**What needs to be done:**
Skip all pictures. Write out the data below from its first line through the line that contains "const face = '#cccccc'".

** start **

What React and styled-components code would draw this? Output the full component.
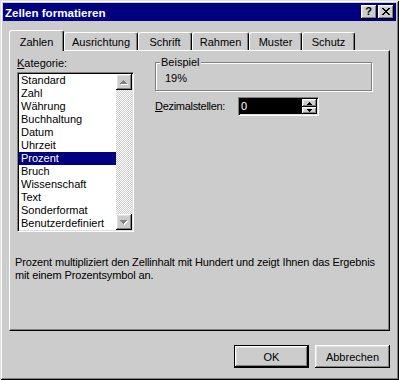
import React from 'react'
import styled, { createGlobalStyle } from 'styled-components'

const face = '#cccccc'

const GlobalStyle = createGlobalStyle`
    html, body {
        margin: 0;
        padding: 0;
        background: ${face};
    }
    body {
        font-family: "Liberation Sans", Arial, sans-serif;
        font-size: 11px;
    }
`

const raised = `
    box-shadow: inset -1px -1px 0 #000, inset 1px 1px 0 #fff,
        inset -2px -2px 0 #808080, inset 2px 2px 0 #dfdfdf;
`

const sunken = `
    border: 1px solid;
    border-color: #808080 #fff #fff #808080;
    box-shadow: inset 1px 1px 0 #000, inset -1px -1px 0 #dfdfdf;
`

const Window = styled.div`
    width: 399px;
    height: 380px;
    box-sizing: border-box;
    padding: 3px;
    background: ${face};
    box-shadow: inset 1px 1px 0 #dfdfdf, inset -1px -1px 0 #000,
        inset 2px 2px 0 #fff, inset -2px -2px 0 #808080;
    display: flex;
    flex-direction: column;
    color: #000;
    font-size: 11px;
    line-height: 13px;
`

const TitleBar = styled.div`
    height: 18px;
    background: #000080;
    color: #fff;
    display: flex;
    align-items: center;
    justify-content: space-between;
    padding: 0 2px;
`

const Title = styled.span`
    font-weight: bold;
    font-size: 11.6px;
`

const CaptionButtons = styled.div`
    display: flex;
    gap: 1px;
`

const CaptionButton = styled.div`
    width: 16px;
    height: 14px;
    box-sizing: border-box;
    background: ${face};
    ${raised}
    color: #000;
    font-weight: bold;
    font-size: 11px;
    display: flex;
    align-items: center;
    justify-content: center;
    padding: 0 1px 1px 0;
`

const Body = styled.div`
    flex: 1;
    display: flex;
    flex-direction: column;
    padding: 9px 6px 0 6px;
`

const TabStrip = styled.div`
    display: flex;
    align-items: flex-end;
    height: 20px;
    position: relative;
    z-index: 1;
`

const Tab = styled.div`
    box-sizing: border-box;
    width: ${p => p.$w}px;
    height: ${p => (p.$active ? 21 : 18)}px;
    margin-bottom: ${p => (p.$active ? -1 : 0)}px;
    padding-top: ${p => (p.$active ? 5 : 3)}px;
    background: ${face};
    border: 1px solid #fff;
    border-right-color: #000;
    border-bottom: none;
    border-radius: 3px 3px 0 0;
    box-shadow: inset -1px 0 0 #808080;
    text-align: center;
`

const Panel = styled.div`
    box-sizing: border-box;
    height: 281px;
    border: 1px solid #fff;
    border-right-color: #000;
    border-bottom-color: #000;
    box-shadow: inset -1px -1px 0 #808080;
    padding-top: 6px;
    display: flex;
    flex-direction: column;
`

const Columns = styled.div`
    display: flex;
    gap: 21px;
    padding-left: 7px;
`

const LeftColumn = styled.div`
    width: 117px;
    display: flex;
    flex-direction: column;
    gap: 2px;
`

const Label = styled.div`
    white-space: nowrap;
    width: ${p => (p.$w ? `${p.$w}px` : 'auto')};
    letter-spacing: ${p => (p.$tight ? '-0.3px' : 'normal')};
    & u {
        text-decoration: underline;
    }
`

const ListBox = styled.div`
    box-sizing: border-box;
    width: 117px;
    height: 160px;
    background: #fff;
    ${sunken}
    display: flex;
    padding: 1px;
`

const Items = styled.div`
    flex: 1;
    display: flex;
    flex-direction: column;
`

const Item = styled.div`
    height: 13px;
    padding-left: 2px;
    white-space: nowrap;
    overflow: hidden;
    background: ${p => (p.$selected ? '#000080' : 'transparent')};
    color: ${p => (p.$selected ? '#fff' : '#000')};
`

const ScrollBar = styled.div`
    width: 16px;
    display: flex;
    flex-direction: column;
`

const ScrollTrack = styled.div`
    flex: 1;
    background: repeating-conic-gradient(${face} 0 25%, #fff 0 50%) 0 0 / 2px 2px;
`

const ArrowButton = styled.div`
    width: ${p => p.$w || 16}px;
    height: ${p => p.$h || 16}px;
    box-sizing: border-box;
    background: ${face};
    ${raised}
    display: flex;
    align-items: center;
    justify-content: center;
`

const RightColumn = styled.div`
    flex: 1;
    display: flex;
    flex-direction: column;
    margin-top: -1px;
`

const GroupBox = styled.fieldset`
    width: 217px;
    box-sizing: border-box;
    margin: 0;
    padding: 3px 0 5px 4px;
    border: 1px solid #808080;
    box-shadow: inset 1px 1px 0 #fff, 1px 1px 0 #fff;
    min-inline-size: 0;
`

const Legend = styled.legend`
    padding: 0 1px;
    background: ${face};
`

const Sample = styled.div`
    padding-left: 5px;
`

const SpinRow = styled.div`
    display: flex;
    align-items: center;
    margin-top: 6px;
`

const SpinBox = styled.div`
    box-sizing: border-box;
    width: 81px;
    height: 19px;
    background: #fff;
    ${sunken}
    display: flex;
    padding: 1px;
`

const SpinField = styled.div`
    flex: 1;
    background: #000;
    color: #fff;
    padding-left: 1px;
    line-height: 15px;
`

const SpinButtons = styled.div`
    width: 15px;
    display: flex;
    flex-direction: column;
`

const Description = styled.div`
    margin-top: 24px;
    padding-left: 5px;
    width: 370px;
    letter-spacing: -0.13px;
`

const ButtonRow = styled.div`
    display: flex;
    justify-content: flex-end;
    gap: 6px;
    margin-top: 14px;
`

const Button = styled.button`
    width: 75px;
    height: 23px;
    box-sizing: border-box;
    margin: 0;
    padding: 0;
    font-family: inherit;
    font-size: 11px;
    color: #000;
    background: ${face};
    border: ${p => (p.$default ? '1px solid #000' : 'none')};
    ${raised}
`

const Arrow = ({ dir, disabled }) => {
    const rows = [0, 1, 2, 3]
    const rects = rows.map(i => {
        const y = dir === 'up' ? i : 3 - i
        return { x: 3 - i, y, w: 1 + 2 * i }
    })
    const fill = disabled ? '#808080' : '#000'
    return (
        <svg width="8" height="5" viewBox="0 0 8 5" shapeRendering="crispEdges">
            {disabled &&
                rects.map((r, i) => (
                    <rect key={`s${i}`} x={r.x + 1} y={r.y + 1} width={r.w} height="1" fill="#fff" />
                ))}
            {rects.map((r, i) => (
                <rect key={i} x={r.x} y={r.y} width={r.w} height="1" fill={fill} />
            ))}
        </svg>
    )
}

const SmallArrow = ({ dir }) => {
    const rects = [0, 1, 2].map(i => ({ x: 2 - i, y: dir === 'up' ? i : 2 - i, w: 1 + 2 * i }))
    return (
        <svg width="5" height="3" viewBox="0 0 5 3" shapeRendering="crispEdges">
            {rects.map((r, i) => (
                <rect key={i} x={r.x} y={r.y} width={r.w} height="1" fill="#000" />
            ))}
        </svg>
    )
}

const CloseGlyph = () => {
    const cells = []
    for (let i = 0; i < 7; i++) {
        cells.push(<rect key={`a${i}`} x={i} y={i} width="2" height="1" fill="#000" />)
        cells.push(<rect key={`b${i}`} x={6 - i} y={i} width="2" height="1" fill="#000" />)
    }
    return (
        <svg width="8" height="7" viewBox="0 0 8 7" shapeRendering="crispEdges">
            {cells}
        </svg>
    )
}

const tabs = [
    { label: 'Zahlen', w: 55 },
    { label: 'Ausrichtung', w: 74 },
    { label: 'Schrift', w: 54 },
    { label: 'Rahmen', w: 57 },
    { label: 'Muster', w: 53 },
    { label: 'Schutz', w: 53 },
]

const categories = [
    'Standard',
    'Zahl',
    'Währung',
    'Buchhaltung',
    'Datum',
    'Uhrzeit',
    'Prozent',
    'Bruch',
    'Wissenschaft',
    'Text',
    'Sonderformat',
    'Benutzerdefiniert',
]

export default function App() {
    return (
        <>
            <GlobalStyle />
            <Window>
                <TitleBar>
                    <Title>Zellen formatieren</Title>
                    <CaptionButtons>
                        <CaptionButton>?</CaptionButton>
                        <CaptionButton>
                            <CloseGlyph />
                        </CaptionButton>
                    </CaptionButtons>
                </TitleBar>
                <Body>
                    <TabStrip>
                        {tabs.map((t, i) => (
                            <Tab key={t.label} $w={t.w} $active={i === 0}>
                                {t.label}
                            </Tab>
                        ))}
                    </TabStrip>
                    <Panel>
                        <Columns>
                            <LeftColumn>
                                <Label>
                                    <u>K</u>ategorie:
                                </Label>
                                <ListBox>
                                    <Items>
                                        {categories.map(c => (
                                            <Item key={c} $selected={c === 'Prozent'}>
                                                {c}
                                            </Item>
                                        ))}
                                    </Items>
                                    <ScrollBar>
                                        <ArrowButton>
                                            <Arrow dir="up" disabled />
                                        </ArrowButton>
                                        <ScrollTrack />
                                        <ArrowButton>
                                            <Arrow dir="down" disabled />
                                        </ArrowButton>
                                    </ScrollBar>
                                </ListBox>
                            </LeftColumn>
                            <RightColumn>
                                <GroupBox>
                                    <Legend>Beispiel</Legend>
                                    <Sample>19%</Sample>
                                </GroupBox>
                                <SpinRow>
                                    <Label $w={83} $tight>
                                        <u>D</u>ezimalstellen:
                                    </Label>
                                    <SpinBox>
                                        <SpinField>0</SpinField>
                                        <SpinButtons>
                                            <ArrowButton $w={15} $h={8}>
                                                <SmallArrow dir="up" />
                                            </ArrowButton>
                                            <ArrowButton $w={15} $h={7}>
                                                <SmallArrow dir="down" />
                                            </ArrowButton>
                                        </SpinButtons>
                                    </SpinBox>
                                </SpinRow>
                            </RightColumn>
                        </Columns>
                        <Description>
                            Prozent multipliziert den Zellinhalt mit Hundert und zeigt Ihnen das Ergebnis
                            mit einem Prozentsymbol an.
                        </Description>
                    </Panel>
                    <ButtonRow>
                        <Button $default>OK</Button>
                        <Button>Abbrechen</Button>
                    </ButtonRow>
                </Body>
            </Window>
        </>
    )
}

** end **

**Output below:**
What React and styled-components code would draw this? Output the full component.
import React from 'react'
import styled, { createGlobalStyle } from 'styled-components'

const face = '#cccccc'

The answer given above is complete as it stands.